So as a historian, your views are valuable to me. I do not welcome
your contempt, but I do welcome your comments and criticisms.

Quote Originally Posted by David Krein
> [To] what alliance between Catholic Spain and Mary Queen of Scots
> do you refer?
I wrote the message to Jenny based on my memory that there was some
such alliance. When I read your message, I went back to the section
of my book, written well over a year ago, where the Armada story is
discussed, and found that I didn't use the word "alliance" in that
description.

So I went back to the original source, and found this:

Quote Originally Posted by Trevelyan pp 242-43, 259
> From the moment that Mary made herself Elizabeth's captive, the
> politics of England, and indeed of all Europe, turned on the
> hinges of her prison door. Since she ad thrown away her own
> liberty and her own power of intiative, Philip began to think that
> she might be used to serve the purposes of Spain instead of those
> of France. Urged by the Pope, Spain, and the Jesuits, the more
> extreme English Catholics laid plot after plot to place her on
> Elizabeth's throne, through assassination, rebellion, and foreign
> conquest. In 1570 Pope Pius V excommunicated Elizabeth and the
> Jesuit Mission was launched on England. In 1572 the Duke of
> Norfolk was executed for plotting with the agents of Philip, Alva,
> and the Pope to set Mary on the throne, this time as the puppet
> not of France but of Spain. She was to have Norfolk [p. 243] for
> her husband, the Pope undertaking to divorce her from Bothwell.
> The assassination of Elizabeth was henceforth a customary part of
> these discussions among the secular and relligious chiefs of
> continental Europe, to whom the murder of heretics seemed a holy
> work.

> The execution of Norfolk, the greatest nobleman in the land,
> following close on the fall of the Northern Earls, marked the
> final victory in England of the new regime over the old feudalism.
> It was indeed a changing world. In the same year [1572] the
> Massacre of St. Bartholomew, which crippled but did not destroy
> the Huguenot cause in France, was counterbalanced by the effective
> rebellion of the seamen and towns of Holland against the cruelties
> of Philip of Spain. The Commons of England, full of rage and
> fear, were petitioning for the execution of Mary, Queen of Scots,
> as though she had not been anointed with oil. For fifteen years
> longer Elizabeth, obeying her pacifist and royalist instincts,
> stood between her people and Mary's life. She liked not the
> killing of Queens, and the deed would mean formal war with Spain.
> So long as Mary was her next heir, she might hope that Philip
> would bear yet a little longer with her and her seamen.
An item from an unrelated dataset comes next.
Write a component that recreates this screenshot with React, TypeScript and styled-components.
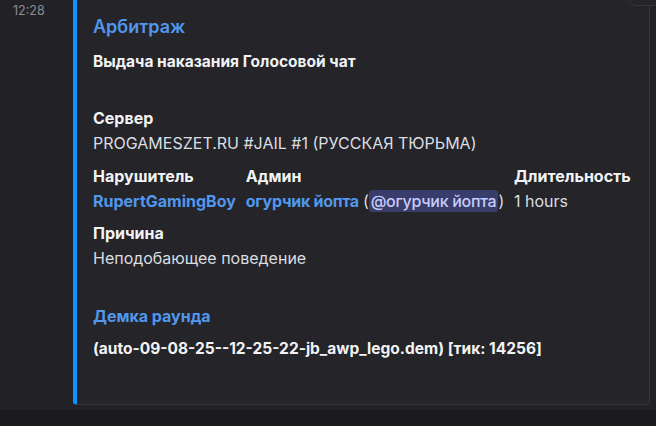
import React from 'react'
import styled, { createGlobalStyle } from 'styled-components'

const Global = createGlobalStyle`
  html, body {
    margin: 0;
    padding: 0;
    background: #222226;
    overflow: hidden;
  }
  body {
    font-family: 'Inter', 'Noto Sans', sans-serif;
    -webkit-font-smoothing: antialiased;
  }
`

const Page = styled.div`
  width: 656px;
  height: 426px;
  display: flex;
  flex-direction: column;
  background: #222226;
`

const Message = styled.div`
  flex: 1;
  display: flex;
  position: relative;
`

const Gutter = styled.div`
  width: 73px;
  flex-shrink: 0;
  padding: 4px 0 0 13px;
  box-sizing: border-box;
`

const Time = styled.div`
  font-size: 12.5px;
  line-height: 14px;
  color: #8c8d94;
`

const ActionBar = styled.div`
  position: absolute;
  right: -20px;
  top: -14px;
  width: 46px;
  height: 18px;
  border: 1px solid #35363c;
  border-radius: 8px;
  background: #242429;
`

const Embed = styled.div`
  width: 577px;
  height: 405px;
  box-sizing: border-box;
  background: #242429;
  border: 1px solid #35363c;
  border-left: 4px solid #0d95fd;
  border-top: none;
  border-radius: 0 0 4px 4px;
  padding: 15px 16px 0 16px;
  display: flex;
  flex-direction: column;
`

const Title = styled.div`
  font-size: 18px;
  line-height: 24px;
  font-weight: 600;
  color: #5197ed;
`

const Description = styled.div`
  margin-top: 12px;
  font-size: 15.5px;
  line-height: 22px;
  font-weight: 700;
  color: #f2f3f5;
`

const Field = styled.div<{ $gap?: number }>`
  display: flex;
  flex-direction: column;
  margin-top: ${p => p.$gap ?? 10}px;
`

const FieldRow = styled.div`
  display: flex;
  gap: 10px;
  margin-top: 11px;
`

const Name = styled.div`
  font-size: 16px;
  line-height: 22px;
  font-weight: 700;
  color: #f2f3f5;
  white-space: nowrap;
`

const Value = styled.div<{ $tight?: boolean }>`
  margin-top: 3px;
  font-size: 16px;
  line-height: 22px;
  color: #dbdee1;
  white-space: nowrap;
  letter-spacing: ${p => (p.$tight ? '-0.28px' : 'normal')};
`

const Link = styled.span`
  font-weight: 700;
  color: #5197ed;
`

const Mention = styled.span`
  background: #383d6c;
  color: #c9cdfb;
  border-radius: 3px;
  padding: 1px 2px;
  font-weight: 500;
`

const Strong = styled.div`
  margin-top: 11px;
  font-size: 15.5px;
  line-height: 22px;
  font-weight: 700;
  color: #f2f3f5;
`

const Footer = styled.div`
  height: 16px;
  background: #1b1b1f;
`

export default function App() {
  return (
    <Page>
      <Global />
      <Message>
        <Gutter>
          <Time>12:28</Time>
        </Gutter>
        <Embed>
          <Title>Арбитраж</Title>
          <Description>Выдача наказания Голосовой чат</Description>
          <Field $gap={34}>
            <Name>Сервер</Name>
            <Value>PROGAMESZET.RU #JAIL #1 (РУССКАЯ ТЮРЬМА)</Value>
          </Field>
          <FieldRow>
            <div>
              <Name>Нарушитель</Name>
              <Value><Link>RupertGamingBoy</Link></Value>
            </div>
            <div>
              <Name>Админ</Name>
              <Value $tight>
                <Link>огурчик йопта</Link> (<Mention>@огурчик йопта</Mention>)
              </Value>
            </div>
            <div>
              <Name>Длительность</Name>
              <Value>1 hours</Value>
            </div>
          </FieldRow>
          <Field>
            <Name>Причина</Name>
            <Value>Неподобающее поведение</Value>
          </Field>
          <Field $gap={36}>
            <Name><Link>Демка раунда</Link></Name>
            <Strong>(auto-09-08-25--12-25-22-jb_awp_lego.dem) [тик: 14256]</Strong>
          </Field>
        </Embed>
        <ActionBar />
      </Message>
      <Footer />
    </Page>
  )
}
But if
> Mary disappeared, Philip might claim England for himself and
> launch the invasion. Only sixty miles lay between the shores of
> Kent and the yet unvanquished veterans of Alva in the
> Netherlands. Fortunately those miles were of salt water, and
> turbid salt water was an element of increasing importance in this
> new age so disrespectful to the feudal past and to all the chiefs
> of chivalry. ...

> [p. 259] The first serious attempt of Spain to conquer England
> was also her last. The collossal effort put forth to build and
> equip the Armada, the child of such ardent prayers and
> expectations, could not, it was found, be effectively repeated,
> although henceforth Spain kept up a more formidable fighting fleet
> in the Atlantic than in the days when Drake first sailed to the
> Spanish Main. But the issue of the war had been decided at its
> outset by a single event which all Europe at once recognized as a
> turning point in history. The mighy power that seemed on the eve
> of universal lordship over the white man and all his new dominions
> had put out its full strength and failed. One able observer,
> Cardinal Allen, was quick to recognize in the Armada campaign the
> ruin of his life's work, to which he had sacrificed the ordinary
> feelings of patriotism by urging on the invasion of England.
> When, some years later, the traveller Fynes Moryson entered Rome
> in disguise to view its antiquities, he found that the Cardinal
> had ceased to persecute his Protestant fellow countrymen who
> visited the city, having changed his conduct in this respect
> 'since the English had overthrowne the Spanish Navy in the yeere
> 1588, and there was no small hope of reducing England to
> papistry'.

> Source: [Trevelyan] George Macaulay Trevelyan, A
> Shortened History of England
, Penguin Books, 1942
(Note: The first two paragraphs are relevant to this discussion. The
third paragraph is relevant to the discussion with Kurt, to
provide support for the claim that the Armada crisis ended in 1588.)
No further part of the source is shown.